Realidade essencial

Encontrar a realidade essencial inserida no fluxo das ações cotidianas para fortalecer cada vez mais seu propósito de autoaperfeiçoamento é o principal desafio da pessoa espiritualizada, que procura meditar antes de agir e de forma alguma atua irresponsável e impetuosamente. Em sentido contrário, está o materialista contumaz, para quem o que conta não é a necessidade de reflexão profunda e aprimoramento do caráter, mas a ânsia em buscar a satisfação dos sentidos e a acumulação de bens. Procuraremos, nesta reflexão, analisar esse tema.

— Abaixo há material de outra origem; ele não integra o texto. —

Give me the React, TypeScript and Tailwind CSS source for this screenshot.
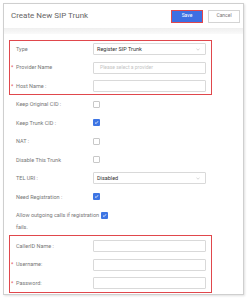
// Create New SIP Trunk – compact form panel with highlighted groups.

type RowProps = { label: string; required?: boolean; children?: React.ReactNode };

function Label({ label, required }: { label: string; required?: boolean }) {
  return (
    <div className="flex w-[82px] shrink-0 items-center text-[5.5px] text-[#777]">
      <span className="w-[5px] text-[#e0474c]">{required ? '*' : ''}</span>
      <span>{label}</span>
    </div>
  );
}

function Row({ label, required, children }: RowProps) {
  return (
    <div className="flex h-[12px] items-center">
      <Label label={label} required={required} />
      <div className="flex-1">{children}</div>
    </div>
  );
}

function PlainRow({ label, children }: RowProps) {
  return (
    <div className="flex h-[18.5px] items-center pl-[7px] pr-[11px]">
      <Label label={label} />
      <div className="flex-1">{children}</div>
    </div>
  );
}

function TextInput({ placeholder }: { placeholder?: string }) {
  return (
    <div className="flex h-[12px] items-center rounded-[1px] border border-[#d9d9d9] bg-white pl-[6px] text-[5px] text-[#c4c4c4]">
      {placeholder}
    </div>
  );
}

function Select({ value }: { value: string }) {
  return (
    <div className="flex h-[12px] items-center justify-between rounded-[1px] border border-[#d9d9d9] bg-white pl-[3px] pr-[5px] text-[5.5px] text-[#333]">
      <span>{value}</span>
      <svg width="4" height="3" viewBox="0 0 4 3" fill="none">
        <path d="M0.5 0.8 L2 2.2 L3.5 0.8" stroke="#bbb" strokeWidth="0.6" />
      </svg>
    </div>
  );
}

function Checkbox({ checked }: { checked?: boolean }) {
  if (checked) {
    return (
      <span className="flex h-[7px] w-[7px] items-center justify-center rounded-[1px] bg-[#3d75e4]">
        <svg width="5" height="5" viewBox="0 0 5 5" fill="none">
          <path d="M1 2.6 L2.1 3.6 L4 1.3" stroke="#fff" strokeWidth="0.8" />
        </svg>
      </span>
    );
  }
  return <span className="block h-[7px] w-[7px] rounded-[1px] border border-[#c8c8c8] bg-white" />;
}

export default function App() {
  return (
    <div className="h-[300px] w-[248px] bg-white pl-[3px] pt-[3px]" style={{ fontFamily: 'Roboto, "Liberation Sans", sans-serif' }}>
      <div className="h-[292px] w-[241px] border border-[#cfcfcf] bg-white shadow-[1px_1px_2px_rgba(0,0,0,0.12)]">
        {/* header */}
        <div className="flex h-[24px] items-center justify-between pl-[7px] pr-[3px]">
          <h1 className="text-[8px] text-[#666]">Create New SIP Trunk</h1>
          <div className="flex gap-[5px]">
            <button className="h-[13px] w-[32px] border border-[#e0474c] bg-[#3d6fe3] text-[5px] text-white">Save</button>
            <button className="h-[13px] w-[32px] border border-[#d4d4d4] bg-white text-[5px] text-[#777]">Cancel</button>
          </div>
        </div>
        <div className="h-[6px] bg-gradient-to-b from-[#efefef] to-[#fafafa]" />

        <div className="px-[5px] pt-[6px]">
          <div className="flex w-[203px] flex-col gap-[6.5px] border border-[#e0474c] pb-[2px] pl-[1px] pr-[5px] pt-[2px]">
            <Row label="Type">
              <Select value="Register SIP Trunk" />
            </Row>
            <Row label="Provider Name" required>
              <TextInput placeholder="Please select a provider" />
            </Row>
            <Row label="Host Name :" required>
              <TextInput />
            </Row>
          </div>
        </div>

        <div className="w-[213px]">
          <PlainRow label="Keep Original CID :"><Checkbox /></PlainRow>
          <PlainRow label="Keep Trunk CID :"><Checkbox checked /></PlainRow>
          <PlainRow label="NAT :"><Checkbox /></PlainRow>
          <PlainRow label="Disable This Trunk"><Checkbox /></PlainRow>
          <PlainRow label="TEL URI :"><Select value="Disabled" /></PlainRow>
          <PlainRow label="Need Registration :"><Checkbox checked /></PlainRow>
          <div className="pl-[12px] pt-[3px] text-[5.5px] leading-[12px] text-[#777]">
            <div className="flex items-center gap-[2px] whitespace-nowrap">
              <span>Allow outgoing calls if registration</span>
              <Checkbox checked />
            </div>
            <div>fails.</div>
          </div>
        </div>

        <div className="px-[5px] pt-[2px]">
          <div className="flex w-[203px] flex-col gap-[6.5px] border border-[#e0474c] pb-[3px] pl-[1px] pr-[5px] pt-[4px]">
            <Row label="CallerID Name :">
              <TextInput />
            </Row>
            <Row label="Username:" required>
              <TextInput />
            </Row>
            <Row label="Password:" required>
              <TextInput />
            </Row>
          </div>
        </div>
      </div>
    </div>
  );
}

O materialista considera a vida não como a atuação conjunta entre o espírito e a matéria, mas como o desenrolar de fatos desconexos, improvisados e sem uma finalidade sublime e superior. Embora o reconhecimento da vida não tenha para ele espaço na verdadeira racionalidade, mas na superficialidade própria do campo sensorial, há determinados momentos de sua trajetória em que ele se depara com um vazio existencial que nenhuma sensação ou conquista é capaz de preencher: eis uma contradição para a qual a sociedade do consumo não encontra resposta.

Opondo o raciocínio à imaginação, a força de vontade à emoção fugaz e a arte de governar a própria vida à teoria do acaso ou do destino, procuramos, em todos os nossos trabalhos – e não apenas na presente reflexão –, tornar claras as insuficiências e carências resultantes de um estilo de vida que despreza os valores espirituais. Quer se trate da pessoa erudita, quer se trate daquela que possui um conhecimento padrão, quer se trate, ainda, da pessoa que não teve acesso aos bens da cultura, todos devem se abstrair, por meio da abertura à espiritualidade, das limitações impostas pelo pensamento materialista tão em voga nos dias que correm.

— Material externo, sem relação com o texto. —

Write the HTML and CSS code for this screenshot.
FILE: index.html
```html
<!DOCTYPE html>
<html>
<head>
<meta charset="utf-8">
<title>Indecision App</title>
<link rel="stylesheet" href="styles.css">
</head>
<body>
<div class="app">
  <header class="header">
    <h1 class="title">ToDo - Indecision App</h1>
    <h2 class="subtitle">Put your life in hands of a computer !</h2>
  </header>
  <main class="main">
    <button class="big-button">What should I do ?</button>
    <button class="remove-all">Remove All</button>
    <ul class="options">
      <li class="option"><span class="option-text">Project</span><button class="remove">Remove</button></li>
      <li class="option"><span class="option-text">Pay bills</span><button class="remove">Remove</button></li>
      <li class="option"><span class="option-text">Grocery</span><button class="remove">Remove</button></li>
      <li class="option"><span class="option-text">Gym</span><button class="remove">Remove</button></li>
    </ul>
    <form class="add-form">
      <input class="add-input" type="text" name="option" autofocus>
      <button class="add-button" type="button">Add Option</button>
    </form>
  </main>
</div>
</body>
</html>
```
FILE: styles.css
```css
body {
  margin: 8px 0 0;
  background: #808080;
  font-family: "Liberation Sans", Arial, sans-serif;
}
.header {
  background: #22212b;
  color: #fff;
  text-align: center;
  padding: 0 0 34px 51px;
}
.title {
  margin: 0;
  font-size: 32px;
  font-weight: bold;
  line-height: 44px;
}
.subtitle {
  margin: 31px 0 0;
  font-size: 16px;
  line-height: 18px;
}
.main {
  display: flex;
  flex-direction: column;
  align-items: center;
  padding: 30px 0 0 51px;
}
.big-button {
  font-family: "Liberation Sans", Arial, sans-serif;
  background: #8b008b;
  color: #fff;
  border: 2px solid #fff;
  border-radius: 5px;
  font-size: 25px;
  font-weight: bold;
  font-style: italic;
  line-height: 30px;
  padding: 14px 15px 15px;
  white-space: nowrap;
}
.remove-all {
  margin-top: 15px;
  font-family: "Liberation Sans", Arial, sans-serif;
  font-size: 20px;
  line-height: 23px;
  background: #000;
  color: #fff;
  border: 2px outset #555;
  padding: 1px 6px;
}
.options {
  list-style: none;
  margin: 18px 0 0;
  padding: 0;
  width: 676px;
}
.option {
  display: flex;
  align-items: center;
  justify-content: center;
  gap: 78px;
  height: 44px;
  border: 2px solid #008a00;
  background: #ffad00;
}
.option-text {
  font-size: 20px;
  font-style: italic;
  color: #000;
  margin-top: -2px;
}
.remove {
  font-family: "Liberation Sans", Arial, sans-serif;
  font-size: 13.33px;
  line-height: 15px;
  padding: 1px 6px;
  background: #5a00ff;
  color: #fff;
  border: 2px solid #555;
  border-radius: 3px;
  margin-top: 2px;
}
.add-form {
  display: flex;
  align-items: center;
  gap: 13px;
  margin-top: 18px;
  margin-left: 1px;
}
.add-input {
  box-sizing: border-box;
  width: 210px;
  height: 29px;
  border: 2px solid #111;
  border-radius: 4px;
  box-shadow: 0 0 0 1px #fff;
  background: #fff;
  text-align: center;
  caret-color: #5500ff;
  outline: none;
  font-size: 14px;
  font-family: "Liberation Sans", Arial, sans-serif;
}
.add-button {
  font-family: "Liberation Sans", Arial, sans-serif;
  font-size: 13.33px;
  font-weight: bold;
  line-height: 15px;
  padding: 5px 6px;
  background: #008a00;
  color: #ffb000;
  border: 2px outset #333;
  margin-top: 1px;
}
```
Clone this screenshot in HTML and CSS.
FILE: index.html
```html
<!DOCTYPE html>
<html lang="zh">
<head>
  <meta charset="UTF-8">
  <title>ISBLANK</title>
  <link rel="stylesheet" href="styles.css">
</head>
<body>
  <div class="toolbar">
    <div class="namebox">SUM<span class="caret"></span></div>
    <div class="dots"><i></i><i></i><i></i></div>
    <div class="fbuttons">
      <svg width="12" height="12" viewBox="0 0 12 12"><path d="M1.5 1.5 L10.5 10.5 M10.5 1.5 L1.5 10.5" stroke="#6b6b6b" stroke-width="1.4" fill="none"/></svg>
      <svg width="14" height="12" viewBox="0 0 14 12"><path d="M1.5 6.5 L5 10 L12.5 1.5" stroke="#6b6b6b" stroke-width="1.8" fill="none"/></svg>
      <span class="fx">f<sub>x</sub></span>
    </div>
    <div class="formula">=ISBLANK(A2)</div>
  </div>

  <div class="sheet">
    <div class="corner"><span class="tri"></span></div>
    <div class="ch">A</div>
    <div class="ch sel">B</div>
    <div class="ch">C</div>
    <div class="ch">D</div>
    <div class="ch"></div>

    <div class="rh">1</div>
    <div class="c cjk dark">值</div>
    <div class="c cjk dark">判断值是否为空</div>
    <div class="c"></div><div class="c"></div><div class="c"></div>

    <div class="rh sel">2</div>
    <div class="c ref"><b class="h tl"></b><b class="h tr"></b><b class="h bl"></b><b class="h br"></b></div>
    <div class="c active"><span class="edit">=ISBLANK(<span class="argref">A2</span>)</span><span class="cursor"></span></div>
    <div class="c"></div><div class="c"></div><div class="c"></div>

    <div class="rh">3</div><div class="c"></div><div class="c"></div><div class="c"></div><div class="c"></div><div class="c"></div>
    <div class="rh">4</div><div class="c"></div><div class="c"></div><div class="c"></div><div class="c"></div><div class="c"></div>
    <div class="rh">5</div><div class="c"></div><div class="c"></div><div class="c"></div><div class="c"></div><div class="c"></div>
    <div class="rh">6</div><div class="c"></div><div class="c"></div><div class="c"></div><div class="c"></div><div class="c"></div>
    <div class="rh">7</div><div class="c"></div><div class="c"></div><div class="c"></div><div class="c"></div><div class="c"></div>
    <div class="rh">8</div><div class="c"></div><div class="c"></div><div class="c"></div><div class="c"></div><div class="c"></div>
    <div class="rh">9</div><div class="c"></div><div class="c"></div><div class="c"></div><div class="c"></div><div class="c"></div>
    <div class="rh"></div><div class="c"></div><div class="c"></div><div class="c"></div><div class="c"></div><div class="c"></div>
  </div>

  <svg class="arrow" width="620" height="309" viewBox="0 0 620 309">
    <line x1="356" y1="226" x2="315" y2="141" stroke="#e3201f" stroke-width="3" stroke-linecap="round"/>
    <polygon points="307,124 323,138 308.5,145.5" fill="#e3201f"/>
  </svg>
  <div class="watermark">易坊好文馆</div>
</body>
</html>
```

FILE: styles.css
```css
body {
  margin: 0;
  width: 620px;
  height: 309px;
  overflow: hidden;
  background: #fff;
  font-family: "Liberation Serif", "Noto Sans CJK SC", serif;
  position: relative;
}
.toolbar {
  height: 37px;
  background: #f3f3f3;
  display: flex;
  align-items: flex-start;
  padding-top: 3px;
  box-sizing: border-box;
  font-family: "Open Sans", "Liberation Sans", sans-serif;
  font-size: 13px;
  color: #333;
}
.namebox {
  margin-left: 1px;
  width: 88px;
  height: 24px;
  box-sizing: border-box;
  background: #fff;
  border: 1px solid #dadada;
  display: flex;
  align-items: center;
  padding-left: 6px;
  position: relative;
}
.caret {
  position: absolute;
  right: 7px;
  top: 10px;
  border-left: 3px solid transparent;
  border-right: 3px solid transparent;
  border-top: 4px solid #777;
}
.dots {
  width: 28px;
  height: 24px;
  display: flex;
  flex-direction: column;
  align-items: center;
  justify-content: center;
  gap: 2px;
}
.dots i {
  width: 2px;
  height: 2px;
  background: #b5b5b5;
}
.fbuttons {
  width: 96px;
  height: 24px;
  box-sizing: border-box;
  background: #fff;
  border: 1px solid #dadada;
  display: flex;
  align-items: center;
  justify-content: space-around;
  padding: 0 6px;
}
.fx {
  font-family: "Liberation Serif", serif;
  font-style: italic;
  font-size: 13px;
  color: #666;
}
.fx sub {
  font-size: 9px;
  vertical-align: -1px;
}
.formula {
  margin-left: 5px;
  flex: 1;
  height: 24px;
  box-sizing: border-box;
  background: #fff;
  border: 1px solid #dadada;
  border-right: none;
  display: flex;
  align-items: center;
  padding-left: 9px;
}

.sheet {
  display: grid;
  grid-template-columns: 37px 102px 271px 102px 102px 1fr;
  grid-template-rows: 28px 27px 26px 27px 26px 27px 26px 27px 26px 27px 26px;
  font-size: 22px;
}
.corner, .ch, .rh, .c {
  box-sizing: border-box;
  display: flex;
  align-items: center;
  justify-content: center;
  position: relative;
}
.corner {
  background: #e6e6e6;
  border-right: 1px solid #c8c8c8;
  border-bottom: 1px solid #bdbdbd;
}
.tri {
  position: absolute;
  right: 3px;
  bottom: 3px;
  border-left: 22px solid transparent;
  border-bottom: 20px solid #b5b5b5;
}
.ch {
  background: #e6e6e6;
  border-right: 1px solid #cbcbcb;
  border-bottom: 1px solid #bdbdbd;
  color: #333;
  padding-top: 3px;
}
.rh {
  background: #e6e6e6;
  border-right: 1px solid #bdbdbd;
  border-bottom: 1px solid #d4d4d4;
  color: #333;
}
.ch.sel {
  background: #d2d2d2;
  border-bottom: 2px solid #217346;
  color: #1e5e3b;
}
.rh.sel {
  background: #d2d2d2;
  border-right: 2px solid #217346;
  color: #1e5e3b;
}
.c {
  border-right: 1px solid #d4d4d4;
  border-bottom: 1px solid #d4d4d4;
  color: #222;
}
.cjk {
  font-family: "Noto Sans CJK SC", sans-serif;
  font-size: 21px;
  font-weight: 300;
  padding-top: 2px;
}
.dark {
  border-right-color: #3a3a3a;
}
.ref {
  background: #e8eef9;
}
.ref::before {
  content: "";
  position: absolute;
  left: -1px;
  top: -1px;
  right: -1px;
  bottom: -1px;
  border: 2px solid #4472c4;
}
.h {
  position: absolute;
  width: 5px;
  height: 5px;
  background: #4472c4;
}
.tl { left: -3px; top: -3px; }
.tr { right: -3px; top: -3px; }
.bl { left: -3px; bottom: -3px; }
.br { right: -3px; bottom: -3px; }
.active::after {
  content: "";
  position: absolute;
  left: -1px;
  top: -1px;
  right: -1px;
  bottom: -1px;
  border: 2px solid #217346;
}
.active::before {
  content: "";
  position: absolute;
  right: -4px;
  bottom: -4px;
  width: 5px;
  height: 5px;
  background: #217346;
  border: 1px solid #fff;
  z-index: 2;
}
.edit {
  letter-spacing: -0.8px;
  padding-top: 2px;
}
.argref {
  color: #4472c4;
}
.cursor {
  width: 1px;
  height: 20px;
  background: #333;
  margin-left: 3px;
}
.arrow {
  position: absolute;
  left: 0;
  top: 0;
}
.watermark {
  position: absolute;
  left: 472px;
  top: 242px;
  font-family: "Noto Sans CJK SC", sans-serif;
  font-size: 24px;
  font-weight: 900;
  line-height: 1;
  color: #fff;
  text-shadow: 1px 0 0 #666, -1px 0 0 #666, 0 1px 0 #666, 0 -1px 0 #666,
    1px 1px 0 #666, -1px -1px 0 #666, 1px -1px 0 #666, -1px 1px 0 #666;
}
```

As marcas do discurso contemporâneo, que insuflam a vaidade, o desejo de posse, o fascínio pelo poder e o preconceito – mesmo que velado – tão presentes nas mídias em geral, autorizam-nos a considerar que a atitude de considerável parte da humanidade ante os fatos cotidianos é não apenas despojada de transcendência, mas sobretudo contrária aos valores do espírito, o que é muito grave, indevido e injustificável.

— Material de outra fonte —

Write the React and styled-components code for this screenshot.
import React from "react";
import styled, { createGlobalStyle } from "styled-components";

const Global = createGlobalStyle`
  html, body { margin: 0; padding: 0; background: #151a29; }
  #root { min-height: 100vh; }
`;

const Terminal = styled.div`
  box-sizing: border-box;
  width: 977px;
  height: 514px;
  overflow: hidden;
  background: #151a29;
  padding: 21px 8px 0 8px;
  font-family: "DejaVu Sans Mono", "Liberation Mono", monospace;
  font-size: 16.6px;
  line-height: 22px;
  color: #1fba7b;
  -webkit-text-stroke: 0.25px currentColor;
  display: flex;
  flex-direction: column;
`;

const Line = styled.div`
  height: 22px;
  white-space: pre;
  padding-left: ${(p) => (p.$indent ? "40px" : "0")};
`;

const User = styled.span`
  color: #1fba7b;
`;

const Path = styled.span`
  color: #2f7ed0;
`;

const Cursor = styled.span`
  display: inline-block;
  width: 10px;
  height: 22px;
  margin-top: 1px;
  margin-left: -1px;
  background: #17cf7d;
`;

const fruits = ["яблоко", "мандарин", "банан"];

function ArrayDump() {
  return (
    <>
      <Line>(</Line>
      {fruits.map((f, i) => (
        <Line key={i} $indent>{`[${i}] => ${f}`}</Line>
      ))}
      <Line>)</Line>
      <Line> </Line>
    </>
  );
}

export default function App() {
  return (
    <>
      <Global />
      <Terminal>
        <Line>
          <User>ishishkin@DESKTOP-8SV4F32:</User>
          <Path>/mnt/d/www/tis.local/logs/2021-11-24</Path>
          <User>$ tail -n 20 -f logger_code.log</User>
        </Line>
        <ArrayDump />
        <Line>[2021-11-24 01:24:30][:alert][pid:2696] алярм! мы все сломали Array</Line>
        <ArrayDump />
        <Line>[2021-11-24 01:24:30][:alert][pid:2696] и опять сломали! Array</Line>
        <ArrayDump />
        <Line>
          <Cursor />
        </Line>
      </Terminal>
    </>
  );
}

Embora o conhecimento humano tenha se projetado nos últimos séculos de maneira admirável e surpreendente, resultando, na atualidade, em uma proliferação de universidades e de espaços de pesquisa em todo o mundo, os filósofos, cientistas e acadêmicos de forma geral não se têm dedicado ao estudo sério da espiritualidade, da realidade essencial que interpenetra todas as coisas. As consequências de tal descaso têm custado muito caro à sociedade. Na contramão desse estado de coisas, a pessoa espiritualizada trabalha, pesquisa e elabora conteúdos – como fazem os autênticos estudiosos dos ensinamentos do Racionalismo Cristão – a fim de libertar o gênero humano das amarras da angústia, da depressão e das mais diversas formas de dependência.

A nosso ver, o que motiva as melhores escolhas e as decisões mais acertadas no caminho do esclarecimento espiritual é a identificação do ser humano com princípios absolutos que gerem segurança e estabilidade. Não há dúvidas de que a relatividade deve ter espaço em muitos setores da vida humana, mas há também determinados valores que só existem de forma absoluta. Dir-se-ia que a relatividade se liga a opiniões e envolve questões aceitáveis, mas a verdade autenticamente considerada não pode ser relativizada, pois está no campo da imutabilidade, ou seja, do absoluto. Tal entendimento é condição sine qua non para a paz e a harmonia interior.

Em nossa introdução, falamos sobre o principal desafio da pessoa espiritualizada e de como ela reage ante as circunstâncias com as quais se depara, desdobrando o assunto no decurso desta reflexão. Não temos, contudo, razões para limitar nossos estudos a um tema fechado. Falamos de espiritualidade difundida pelo Racionalismo Cristão e, dessa forma, tratamos de uma realidade globalizante que tudo sustenta e interpenetra. O objetivo da presente reflexão é, acima de tudo, fortalecer os seres humanos e fazê-los olhar para dentro de si mesmos, a fim de reconhecerem o manancial energético que transportam em seu íntimo e a perda de tempo em que consiste o apego às sensações materiais.